| Source material |
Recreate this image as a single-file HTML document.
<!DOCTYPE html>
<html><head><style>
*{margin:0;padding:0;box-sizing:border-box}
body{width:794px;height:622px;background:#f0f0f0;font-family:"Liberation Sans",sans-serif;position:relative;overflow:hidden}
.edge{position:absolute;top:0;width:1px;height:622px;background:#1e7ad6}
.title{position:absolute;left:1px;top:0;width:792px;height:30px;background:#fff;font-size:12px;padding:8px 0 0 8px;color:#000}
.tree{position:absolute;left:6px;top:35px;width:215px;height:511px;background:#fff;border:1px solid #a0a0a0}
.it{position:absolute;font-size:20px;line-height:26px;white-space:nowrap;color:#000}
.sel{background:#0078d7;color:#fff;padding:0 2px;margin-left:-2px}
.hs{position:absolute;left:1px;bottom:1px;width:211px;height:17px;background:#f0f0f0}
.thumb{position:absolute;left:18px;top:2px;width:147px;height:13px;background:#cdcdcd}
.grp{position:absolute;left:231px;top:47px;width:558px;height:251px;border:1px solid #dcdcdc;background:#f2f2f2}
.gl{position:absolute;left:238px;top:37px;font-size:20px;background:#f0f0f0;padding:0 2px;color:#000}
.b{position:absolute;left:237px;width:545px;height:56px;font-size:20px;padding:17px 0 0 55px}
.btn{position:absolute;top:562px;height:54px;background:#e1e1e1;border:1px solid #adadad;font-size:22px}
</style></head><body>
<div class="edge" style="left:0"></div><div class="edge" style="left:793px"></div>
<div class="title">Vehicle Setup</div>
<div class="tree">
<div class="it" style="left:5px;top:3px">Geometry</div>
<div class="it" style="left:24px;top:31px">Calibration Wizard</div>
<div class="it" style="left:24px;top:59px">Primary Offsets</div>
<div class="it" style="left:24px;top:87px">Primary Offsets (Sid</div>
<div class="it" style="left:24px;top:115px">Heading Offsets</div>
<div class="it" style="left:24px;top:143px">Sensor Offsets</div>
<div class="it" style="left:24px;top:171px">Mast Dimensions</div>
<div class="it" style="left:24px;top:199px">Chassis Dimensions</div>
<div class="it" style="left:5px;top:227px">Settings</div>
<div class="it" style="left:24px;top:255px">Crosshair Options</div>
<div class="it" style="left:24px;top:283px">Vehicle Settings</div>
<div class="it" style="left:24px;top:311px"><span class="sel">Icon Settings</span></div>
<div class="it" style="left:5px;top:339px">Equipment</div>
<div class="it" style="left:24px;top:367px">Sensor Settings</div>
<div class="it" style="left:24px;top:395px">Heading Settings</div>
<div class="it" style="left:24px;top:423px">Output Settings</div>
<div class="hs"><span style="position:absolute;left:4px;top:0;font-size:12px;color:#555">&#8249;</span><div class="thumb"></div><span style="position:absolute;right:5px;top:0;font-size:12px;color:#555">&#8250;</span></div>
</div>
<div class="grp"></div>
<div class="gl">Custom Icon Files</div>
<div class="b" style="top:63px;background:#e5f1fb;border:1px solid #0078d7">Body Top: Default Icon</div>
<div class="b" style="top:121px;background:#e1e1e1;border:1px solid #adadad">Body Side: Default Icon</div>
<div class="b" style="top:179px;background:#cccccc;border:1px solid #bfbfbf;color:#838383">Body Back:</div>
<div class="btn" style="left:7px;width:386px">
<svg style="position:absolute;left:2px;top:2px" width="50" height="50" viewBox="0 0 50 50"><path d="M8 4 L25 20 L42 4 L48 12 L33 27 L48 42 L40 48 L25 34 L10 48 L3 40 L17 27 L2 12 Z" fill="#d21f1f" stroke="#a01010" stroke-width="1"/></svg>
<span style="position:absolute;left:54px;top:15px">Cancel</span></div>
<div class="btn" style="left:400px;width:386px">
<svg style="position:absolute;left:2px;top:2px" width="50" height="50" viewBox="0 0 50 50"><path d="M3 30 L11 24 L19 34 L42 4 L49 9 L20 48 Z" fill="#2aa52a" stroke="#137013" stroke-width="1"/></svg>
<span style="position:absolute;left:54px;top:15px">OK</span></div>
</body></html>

| What to work on |
Each line must be given again exactly as written above.

| Written solution |
Recreate this image as a single-file HTML document.
<!DOCTYPE html>
<html><head><style>
*{margin:0;padding:0;box-sizing:border-box}
body{width:794px;height:622px;background:#f0f0f0;font-family:"Liberation Sans",sans-serif;position:relative;overflow:hidden}
.edge{position:absolute;top:0;width:1px;height:622px;background:#1e7ad6}
.title{position:absolute;left:1px;top:0;width:792px;height:30px;background:#fff;font-size:12px;padding:8px 0 0 8px;color:#000}
.tree{position:absolute;left:6px;top:35px;width:215px;height:511px;background:#fff;border:1px solid #a0a0a0}
.it{position:absolute;font-size:20px;line-height:26px;white-space:nowrap;color:#000}
.sel{background:#0078d7;color:#fff;padding:0 2px;margin-left:-2px}
.hs{position:absolute;left:1px;bottom:1px;width:211px;height:17px;background:#f0f0f0}
.thumb{position:absolute;left:18px;top:2px;width:147px;height:13px;background:#cdcdcd}
.grp{position:absolute;left:231px;top:47px;width:558px;height:251px;border:1px solid #dcdcdc;background:#f2f2f2}
.gl{position:absolute;left:238px;top:37px;font-size:20px;background:#f0f0f0;padding:0 2px;color:#000}
.b{position:absolute;left:237px;width:545px;height:56px;font-size:20px;padding:17px 0 0 55px}
.btn{position:absolute;top:562px;height:54px;background:#e1e1e1;border:1px solid #adadad;font-size:22px}
</style></head><body>
<div class="edge" style="left:0"></div><div class="edge" style="left:793px"></div>
<div class="title">Vehicle Setup</div>
<div class="tree">
<div class="it" style="left:5px;top:3px">Geometry</div>
<div class="it" style="left:24px;top:31px">Calibration Wizard</div>
<div class="it" style="left:24px;top:59px">Primary Offsets</div>
<div class="it" style="left:24px;top:87px">Primary Offsets (Sid</div>
<div class="it" style="left:24px;top:115px">Heading Offsets</div>
<div class="it" style="left:24px;top:143px">Sensor Offsets</div>
<div class="it" style="left:24px;top:171px">Mast Dimensions</div>
<div class="it" style="left:24px;top:199px">Chassis Dimensions</div>
<div class="it" style="left:5px;top:227px">Settings</div>
<div class="it" style="left:24px;top:255px">Crosshair Options</div>
<div class="it" style="left:24px;top:283px">Vehicle Settings</div>
<div class="it" style="left:24px;top:311px"><span class="sel">Icon Settings</span></div>
<div class="it" style="left:5px;top:339px">Equipment</div>
<div class="it" style="left:24px;top:367px">Sensor Settings</div>
<div class="it" style="left:24px;top:395px">Heading Settings</div>
<div class="it" style="left:24px;top:423px">Output Settings</div>
<div class="hs"><span style="position:absolute;left:4px;top:0;font-size:12px;color:#555">&#8249;</span><div class="thumb"></div><span style="position:absolute;right:5px;top:0;font-size:12px;color:#555">&#8250;</span></div>
</div>
<div class="grp"></div>
<div class="gl">Custom Icon Files</div>
<div class="b" style="top:63px;background:#e5f1fb;border:1px solid #0078d7">Body Top: Default Icon</div>
<div class="b" style="top:121px;background:#e1e1e1;border:1px solid #adadad">Body Side: Default Icon</div>
<div class="b" style="top:179px;background:#cccccc;border:1px solid #bfbfbf;color:#838383">Body Back:</div>
<div class="btn" style="left:7px;width:386px">
<svg style="position:absolute;left:2px;top:2px" width="50" height="50" viewBox="0 0 50 50"><path d="M8 4 L25 20 L42 4 L48 12 L33 27 L48 42 L40 48 L25 34 L10 48 L3 40 L17 27 L2 12 Z" fill="#d21f1f" stroke="#a01010" stroke-width="1"/></svg>
<span style="position:absolute;left:54px;top:15px">Cancel</span></div>
<div class="btn" style="left:400px;width:386px">
<svg style="position:absolute;left:2px;top:2px" width="50" height="50" viewBox="0 0 50 50"><path d="M3 30 L11 24 L19 34 L42 4 L49 9 L20 48 Z" fill="#2aa52a" stroke="#137013" stroke-width="1"/></svg>
<span style="position:absolute;left:54px;top:15px">OK</span></div>
</body></html>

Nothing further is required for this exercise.